## Data excerpt:
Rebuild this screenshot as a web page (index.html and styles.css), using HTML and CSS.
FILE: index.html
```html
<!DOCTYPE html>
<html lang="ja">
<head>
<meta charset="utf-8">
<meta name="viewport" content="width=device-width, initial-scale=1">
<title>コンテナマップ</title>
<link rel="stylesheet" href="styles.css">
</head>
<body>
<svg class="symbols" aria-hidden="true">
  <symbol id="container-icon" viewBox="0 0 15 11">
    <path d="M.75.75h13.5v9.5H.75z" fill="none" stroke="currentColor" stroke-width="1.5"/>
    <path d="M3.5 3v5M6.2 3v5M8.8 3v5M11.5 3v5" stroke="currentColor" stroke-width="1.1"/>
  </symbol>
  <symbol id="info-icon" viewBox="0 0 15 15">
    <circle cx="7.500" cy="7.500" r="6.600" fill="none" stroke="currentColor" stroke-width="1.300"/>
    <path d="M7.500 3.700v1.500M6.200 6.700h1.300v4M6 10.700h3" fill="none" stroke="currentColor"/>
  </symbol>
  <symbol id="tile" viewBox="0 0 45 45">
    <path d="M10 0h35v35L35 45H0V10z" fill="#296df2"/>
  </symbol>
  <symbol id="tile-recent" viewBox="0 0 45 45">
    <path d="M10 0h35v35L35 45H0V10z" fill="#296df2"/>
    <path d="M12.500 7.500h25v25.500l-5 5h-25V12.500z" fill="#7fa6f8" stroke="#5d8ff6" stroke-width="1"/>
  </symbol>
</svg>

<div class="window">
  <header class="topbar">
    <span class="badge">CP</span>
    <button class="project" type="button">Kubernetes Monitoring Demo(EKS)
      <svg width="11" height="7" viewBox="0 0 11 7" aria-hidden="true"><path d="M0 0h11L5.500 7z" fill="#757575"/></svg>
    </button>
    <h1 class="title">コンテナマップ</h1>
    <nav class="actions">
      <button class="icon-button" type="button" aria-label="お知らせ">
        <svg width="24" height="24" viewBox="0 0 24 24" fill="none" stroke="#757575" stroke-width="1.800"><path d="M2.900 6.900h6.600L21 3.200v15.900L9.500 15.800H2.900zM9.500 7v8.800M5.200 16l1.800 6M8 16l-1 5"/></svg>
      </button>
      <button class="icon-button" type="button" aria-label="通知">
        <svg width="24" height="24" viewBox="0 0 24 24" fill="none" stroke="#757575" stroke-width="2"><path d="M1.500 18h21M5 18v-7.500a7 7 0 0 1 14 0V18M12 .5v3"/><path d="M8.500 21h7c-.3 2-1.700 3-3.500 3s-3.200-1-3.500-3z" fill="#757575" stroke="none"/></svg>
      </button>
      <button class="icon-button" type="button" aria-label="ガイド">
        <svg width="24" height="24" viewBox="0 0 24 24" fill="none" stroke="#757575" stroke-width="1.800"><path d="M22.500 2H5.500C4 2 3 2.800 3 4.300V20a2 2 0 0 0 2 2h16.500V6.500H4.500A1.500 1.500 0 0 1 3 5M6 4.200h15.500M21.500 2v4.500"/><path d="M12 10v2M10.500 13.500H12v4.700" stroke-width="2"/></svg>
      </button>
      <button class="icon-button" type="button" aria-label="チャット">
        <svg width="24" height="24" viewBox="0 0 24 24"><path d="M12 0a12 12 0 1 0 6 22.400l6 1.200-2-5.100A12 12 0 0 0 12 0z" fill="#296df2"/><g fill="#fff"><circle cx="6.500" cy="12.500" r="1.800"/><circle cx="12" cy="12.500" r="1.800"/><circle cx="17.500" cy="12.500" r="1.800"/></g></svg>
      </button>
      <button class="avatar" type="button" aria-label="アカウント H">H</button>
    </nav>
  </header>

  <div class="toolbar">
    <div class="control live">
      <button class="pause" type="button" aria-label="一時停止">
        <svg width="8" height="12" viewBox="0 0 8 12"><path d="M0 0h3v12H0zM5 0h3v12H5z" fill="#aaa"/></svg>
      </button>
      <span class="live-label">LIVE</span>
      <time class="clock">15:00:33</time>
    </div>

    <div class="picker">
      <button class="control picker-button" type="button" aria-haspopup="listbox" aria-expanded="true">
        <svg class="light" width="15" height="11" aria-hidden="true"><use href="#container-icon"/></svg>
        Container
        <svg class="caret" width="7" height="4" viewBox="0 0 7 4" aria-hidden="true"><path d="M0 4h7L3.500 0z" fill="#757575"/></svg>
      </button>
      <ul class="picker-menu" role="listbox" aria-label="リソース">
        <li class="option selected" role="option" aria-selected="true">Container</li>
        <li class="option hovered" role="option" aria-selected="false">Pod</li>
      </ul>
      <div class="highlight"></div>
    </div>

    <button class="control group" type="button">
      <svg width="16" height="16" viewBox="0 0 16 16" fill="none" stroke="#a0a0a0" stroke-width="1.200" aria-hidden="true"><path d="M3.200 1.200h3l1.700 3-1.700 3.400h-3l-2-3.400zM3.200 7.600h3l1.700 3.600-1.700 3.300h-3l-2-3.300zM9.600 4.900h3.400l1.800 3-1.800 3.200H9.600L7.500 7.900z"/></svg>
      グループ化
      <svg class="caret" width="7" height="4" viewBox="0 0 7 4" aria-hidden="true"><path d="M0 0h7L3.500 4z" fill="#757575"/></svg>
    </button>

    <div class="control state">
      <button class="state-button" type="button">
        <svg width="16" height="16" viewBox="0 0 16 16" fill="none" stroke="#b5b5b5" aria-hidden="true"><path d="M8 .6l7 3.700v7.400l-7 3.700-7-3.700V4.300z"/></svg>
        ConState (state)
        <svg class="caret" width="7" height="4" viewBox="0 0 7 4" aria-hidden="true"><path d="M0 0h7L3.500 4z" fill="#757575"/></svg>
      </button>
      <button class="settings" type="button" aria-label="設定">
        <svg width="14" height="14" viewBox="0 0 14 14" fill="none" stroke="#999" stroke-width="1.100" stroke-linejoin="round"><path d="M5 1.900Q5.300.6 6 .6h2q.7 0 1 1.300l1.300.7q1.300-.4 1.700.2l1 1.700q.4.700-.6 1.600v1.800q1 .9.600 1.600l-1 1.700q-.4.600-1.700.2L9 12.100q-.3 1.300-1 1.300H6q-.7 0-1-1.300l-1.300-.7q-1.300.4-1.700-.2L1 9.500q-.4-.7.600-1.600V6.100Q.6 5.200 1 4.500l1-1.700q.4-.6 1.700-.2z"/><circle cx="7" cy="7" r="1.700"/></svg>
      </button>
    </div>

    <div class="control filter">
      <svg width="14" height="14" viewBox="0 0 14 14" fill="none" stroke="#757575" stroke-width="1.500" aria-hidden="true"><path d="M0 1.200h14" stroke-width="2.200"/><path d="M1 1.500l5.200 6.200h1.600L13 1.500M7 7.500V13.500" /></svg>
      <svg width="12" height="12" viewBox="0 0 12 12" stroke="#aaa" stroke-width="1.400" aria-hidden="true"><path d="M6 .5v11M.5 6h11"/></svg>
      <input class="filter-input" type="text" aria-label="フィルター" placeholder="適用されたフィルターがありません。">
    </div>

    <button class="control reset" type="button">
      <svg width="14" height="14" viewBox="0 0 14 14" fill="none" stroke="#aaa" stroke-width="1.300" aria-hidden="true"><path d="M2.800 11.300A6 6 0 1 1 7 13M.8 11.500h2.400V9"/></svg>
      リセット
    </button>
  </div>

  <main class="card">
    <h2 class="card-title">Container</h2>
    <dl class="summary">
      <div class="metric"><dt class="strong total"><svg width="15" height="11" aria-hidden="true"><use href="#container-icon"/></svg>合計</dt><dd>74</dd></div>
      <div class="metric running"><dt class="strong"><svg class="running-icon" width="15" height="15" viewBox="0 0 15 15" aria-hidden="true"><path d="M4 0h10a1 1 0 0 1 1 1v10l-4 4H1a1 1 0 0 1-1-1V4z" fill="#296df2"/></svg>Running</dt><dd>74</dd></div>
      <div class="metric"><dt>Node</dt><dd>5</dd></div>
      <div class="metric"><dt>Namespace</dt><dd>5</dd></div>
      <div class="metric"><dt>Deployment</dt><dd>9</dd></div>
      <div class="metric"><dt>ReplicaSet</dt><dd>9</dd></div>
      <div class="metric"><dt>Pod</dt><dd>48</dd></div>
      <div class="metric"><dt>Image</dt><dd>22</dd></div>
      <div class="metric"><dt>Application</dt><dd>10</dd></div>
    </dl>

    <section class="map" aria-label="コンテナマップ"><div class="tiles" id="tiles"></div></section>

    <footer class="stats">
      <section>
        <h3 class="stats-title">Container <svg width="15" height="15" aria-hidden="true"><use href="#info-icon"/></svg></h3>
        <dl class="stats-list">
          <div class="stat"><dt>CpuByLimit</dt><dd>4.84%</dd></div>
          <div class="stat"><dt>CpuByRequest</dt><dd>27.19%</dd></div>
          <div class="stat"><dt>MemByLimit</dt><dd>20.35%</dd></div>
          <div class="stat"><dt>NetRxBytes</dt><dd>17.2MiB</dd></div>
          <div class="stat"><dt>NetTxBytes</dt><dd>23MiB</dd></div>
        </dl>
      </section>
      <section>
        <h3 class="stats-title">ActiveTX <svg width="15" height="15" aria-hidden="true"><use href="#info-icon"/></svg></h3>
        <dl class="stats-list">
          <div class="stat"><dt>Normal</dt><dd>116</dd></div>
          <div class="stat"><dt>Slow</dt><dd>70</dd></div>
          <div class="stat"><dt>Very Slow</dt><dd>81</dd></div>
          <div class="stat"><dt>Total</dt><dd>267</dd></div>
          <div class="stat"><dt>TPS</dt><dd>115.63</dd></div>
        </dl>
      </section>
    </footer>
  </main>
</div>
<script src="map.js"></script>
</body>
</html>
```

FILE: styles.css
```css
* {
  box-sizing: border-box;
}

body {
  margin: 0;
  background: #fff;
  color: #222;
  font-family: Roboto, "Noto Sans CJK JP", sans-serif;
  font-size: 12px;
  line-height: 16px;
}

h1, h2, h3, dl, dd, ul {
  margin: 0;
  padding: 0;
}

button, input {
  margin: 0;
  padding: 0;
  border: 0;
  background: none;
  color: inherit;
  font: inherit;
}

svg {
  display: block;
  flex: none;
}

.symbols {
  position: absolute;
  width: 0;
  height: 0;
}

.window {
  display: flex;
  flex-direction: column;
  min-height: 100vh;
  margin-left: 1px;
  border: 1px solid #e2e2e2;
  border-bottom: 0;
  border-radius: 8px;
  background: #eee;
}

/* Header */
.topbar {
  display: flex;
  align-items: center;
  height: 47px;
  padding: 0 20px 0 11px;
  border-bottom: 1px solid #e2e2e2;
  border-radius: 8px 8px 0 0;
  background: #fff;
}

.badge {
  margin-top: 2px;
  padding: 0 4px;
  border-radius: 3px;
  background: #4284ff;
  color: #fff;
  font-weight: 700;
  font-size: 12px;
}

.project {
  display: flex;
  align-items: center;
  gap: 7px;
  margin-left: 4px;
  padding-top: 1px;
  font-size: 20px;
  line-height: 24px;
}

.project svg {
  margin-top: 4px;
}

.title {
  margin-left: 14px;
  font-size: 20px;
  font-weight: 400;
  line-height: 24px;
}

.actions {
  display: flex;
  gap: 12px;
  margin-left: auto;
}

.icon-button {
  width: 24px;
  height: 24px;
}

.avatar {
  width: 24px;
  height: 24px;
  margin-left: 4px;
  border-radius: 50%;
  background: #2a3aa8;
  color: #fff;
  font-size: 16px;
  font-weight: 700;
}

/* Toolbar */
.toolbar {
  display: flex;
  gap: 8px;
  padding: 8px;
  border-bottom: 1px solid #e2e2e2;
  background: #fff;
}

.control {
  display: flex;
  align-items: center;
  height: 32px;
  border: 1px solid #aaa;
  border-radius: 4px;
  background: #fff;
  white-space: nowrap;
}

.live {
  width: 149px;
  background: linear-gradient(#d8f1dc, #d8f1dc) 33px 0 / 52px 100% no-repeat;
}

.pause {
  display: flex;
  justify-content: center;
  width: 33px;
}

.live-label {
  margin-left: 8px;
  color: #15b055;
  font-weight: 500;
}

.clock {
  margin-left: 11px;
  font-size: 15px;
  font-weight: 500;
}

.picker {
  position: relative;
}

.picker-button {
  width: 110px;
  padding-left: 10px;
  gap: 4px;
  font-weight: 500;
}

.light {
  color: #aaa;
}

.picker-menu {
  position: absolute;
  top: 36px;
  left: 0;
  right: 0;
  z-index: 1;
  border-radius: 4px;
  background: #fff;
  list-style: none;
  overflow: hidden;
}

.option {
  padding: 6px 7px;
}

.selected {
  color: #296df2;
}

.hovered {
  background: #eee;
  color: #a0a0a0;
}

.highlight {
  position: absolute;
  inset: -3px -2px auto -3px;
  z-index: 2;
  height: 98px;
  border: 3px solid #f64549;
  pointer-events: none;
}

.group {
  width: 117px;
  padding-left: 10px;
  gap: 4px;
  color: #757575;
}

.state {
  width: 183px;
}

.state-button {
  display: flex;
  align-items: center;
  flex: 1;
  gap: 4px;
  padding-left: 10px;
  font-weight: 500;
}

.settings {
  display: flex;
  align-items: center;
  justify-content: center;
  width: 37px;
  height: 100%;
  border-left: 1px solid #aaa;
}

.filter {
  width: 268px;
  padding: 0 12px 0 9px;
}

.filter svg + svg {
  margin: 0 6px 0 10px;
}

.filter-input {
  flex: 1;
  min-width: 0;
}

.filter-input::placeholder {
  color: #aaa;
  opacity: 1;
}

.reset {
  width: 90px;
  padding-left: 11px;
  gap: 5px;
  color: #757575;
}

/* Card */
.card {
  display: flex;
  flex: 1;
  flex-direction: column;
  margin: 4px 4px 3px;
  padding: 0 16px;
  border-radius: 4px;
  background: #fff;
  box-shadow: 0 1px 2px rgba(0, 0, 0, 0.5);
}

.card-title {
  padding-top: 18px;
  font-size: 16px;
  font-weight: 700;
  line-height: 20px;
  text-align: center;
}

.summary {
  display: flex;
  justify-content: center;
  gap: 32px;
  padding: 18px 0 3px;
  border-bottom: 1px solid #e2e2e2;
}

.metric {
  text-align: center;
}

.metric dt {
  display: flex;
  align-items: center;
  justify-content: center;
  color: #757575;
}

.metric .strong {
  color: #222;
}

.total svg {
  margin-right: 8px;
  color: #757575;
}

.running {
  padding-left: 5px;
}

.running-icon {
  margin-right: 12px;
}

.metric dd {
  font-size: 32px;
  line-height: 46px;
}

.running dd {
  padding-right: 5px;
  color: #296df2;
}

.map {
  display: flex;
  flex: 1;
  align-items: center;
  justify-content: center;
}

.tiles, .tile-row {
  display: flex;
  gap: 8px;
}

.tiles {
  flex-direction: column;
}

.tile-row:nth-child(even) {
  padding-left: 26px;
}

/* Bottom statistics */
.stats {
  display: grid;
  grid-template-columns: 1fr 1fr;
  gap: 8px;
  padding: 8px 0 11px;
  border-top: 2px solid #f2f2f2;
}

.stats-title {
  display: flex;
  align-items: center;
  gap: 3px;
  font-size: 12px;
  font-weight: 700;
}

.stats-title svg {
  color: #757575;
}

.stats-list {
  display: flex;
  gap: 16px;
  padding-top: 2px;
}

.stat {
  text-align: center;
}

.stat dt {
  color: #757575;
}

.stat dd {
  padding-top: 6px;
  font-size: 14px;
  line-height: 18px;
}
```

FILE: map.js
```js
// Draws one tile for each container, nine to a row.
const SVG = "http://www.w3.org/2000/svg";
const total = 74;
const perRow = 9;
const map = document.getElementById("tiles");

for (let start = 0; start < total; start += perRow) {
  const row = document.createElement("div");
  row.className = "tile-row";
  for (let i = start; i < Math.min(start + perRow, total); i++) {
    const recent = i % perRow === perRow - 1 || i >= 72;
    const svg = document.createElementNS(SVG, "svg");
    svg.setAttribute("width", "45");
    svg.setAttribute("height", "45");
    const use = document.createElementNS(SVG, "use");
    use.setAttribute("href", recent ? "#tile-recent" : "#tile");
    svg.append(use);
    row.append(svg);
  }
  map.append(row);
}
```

## The problem:
Write out each line of the data that holds the string "index".

## Reply:
Rebuild this screenshot as a web page (index.html and styles.css), using HTML and CSS.
FILE: index.html
  z-index: 1;
  z-index: 2;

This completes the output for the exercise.